-- start of Information supplied --

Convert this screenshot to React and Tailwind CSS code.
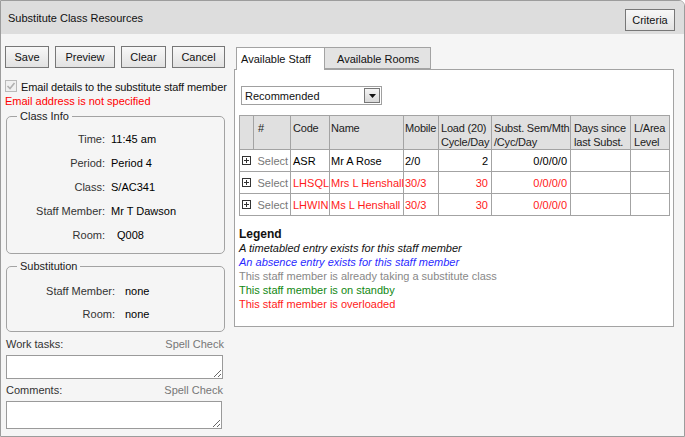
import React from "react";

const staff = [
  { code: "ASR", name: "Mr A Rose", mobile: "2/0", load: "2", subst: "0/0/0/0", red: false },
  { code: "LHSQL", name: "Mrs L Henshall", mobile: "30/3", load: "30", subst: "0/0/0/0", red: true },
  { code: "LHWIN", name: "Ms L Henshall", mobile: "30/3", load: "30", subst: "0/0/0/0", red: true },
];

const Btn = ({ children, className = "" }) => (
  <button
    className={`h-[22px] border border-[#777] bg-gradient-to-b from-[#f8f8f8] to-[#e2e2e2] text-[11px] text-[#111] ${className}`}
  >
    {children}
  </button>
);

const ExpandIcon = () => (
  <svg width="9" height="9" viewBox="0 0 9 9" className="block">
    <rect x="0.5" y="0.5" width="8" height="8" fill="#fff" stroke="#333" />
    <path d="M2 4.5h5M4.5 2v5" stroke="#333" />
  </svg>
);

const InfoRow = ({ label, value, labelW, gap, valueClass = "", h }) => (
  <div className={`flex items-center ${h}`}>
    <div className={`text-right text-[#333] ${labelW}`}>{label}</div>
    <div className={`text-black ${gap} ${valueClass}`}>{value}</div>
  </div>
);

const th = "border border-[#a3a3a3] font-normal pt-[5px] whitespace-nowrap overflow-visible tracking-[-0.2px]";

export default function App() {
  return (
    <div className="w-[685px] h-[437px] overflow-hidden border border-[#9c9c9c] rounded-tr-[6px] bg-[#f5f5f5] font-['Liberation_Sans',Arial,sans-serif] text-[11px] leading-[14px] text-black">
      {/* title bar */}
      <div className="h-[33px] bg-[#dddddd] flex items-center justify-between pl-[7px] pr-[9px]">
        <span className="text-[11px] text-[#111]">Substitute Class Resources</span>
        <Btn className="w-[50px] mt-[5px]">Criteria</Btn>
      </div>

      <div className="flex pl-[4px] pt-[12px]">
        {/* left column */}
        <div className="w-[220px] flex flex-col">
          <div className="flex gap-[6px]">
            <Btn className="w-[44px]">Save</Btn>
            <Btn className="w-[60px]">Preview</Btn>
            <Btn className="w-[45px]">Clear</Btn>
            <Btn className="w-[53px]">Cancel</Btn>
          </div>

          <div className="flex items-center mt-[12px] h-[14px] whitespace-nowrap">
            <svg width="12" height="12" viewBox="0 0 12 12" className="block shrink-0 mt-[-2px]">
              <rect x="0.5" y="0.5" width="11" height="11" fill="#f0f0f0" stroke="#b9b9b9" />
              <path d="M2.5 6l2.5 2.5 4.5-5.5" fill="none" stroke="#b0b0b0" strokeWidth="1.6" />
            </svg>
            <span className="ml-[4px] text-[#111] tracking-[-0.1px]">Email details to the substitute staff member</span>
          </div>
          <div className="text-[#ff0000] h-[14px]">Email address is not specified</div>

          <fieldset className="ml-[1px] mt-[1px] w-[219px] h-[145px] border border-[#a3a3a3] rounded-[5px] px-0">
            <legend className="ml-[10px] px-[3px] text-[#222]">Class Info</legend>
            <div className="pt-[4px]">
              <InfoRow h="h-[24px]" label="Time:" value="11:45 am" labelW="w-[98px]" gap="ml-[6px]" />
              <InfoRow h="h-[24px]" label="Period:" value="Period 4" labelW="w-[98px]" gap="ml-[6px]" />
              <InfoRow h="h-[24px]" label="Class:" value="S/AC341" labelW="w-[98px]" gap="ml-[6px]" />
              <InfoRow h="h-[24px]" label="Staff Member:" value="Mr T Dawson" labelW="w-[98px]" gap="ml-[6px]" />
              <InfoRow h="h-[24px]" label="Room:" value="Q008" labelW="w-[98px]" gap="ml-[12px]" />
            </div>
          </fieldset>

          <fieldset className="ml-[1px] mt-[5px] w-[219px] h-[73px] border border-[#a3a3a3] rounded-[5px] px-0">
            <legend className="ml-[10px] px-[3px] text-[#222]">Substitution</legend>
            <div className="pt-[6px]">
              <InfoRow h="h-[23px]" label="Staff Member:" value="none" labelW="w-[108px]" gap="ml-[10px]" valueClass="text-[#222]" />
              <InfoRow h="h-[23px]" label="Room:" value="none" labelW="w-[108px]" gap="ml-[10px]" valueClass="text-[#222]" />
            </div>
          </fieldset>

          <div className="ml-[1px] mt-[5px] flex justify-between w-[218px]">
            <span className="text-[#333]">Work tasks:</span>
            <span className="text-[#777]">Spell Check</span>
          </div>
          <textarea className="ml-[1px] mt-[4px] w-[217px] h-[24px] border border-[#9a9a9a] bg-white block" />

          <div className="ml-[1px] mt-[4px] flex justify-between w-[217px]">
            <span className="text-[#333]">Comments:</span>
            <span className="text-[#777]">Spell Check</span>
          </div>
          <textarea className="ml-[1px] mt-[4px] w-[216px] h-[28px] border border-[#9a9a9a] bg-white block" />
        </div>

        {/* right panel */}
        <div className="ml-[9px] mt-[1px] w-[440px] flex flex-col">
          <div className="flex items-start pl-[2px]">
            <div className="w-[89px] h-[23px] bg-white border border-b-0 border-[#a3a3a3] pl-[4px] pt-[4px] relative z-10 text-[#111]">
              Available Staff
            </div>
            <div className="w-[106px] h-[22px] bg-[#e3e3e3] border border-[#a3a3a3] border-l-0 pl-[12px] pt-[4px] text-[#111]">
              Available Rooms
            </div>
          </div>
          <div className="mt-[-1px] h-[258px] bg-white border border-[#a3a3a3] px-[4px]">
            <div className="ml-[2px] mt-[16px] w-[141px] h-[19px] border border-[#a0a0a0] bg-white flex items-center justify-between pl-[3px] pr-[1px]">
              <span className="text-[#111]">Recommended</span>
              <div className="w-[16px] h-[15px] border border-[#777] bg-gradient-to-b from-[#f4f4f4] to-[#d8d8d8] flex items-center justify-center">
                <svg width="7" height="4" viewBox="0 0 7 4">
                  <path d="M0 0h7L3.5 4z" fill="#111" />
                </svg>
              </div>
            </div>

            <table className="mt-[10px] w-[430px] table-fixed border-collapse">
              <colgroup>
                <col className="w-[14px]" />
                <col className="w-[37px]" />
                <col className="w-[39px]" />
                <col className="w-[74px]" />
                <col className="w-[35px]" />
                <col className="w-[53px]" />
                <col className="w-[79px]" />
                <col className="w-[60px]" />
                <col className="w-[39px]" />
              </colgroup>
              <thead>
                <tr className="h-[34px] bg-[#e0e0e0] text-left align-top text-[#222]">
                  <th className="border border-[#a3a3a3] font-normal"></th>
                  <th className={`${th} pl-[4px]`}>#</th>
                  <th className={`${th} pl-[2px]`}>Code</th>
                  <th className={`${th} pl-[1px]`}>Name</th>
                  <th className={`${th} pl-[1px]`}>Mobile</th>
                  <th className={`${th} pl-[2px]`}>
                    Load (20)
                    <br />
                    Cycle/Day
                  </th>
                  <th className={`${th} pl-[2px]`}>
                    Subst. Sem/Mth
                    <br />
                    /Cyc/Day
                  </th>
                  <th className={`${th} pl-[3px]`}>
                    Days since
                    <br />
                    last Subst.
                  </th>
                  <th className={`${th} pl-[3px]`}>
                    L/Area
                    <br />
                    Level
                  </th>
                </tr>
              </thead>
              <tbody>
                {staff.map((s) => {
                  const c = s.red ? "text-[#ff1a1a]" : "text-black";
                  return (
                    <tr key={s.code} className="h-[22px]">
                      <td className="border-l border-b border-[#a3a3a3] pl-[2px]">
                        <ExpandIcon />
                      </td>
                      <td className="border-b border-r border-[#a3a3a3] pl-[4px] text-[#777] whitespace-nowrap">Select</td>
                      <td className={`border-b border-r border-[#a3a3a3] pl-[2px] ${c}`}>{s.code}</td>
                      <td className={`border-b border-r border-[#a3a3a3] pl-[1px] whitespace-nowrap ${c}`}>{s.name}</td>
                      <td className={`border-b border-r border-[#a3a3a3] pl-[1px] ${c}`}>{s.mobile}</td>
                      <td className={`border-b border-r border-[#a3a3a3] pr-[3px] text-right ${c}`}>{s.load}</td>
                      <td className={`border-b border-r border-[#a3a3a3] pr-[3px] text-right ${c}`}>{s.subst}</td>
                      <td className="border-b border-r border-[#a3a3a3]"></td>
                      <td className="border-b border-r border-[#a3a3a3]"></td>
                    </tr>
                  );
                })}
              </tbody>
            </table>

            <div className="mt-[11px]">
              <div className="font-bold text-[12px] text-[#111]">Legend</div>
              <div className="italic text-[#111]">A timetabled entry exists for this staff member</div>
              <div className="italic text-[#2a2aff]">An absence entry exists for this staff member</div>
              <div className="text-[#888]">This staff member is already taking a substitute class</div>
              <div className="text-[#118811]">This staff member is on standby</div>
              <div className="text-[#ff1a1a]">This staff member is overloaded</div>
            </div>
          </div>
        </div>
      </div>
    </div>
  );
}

-- end of Information supplied --

#### Task
Return only the lines running from the top of the data to the line that holds "import React from". Include both of those lines, but skip the pictures.

#### Task output
Convert this screenshot to React and Tailwind CSS code.
import React from "react";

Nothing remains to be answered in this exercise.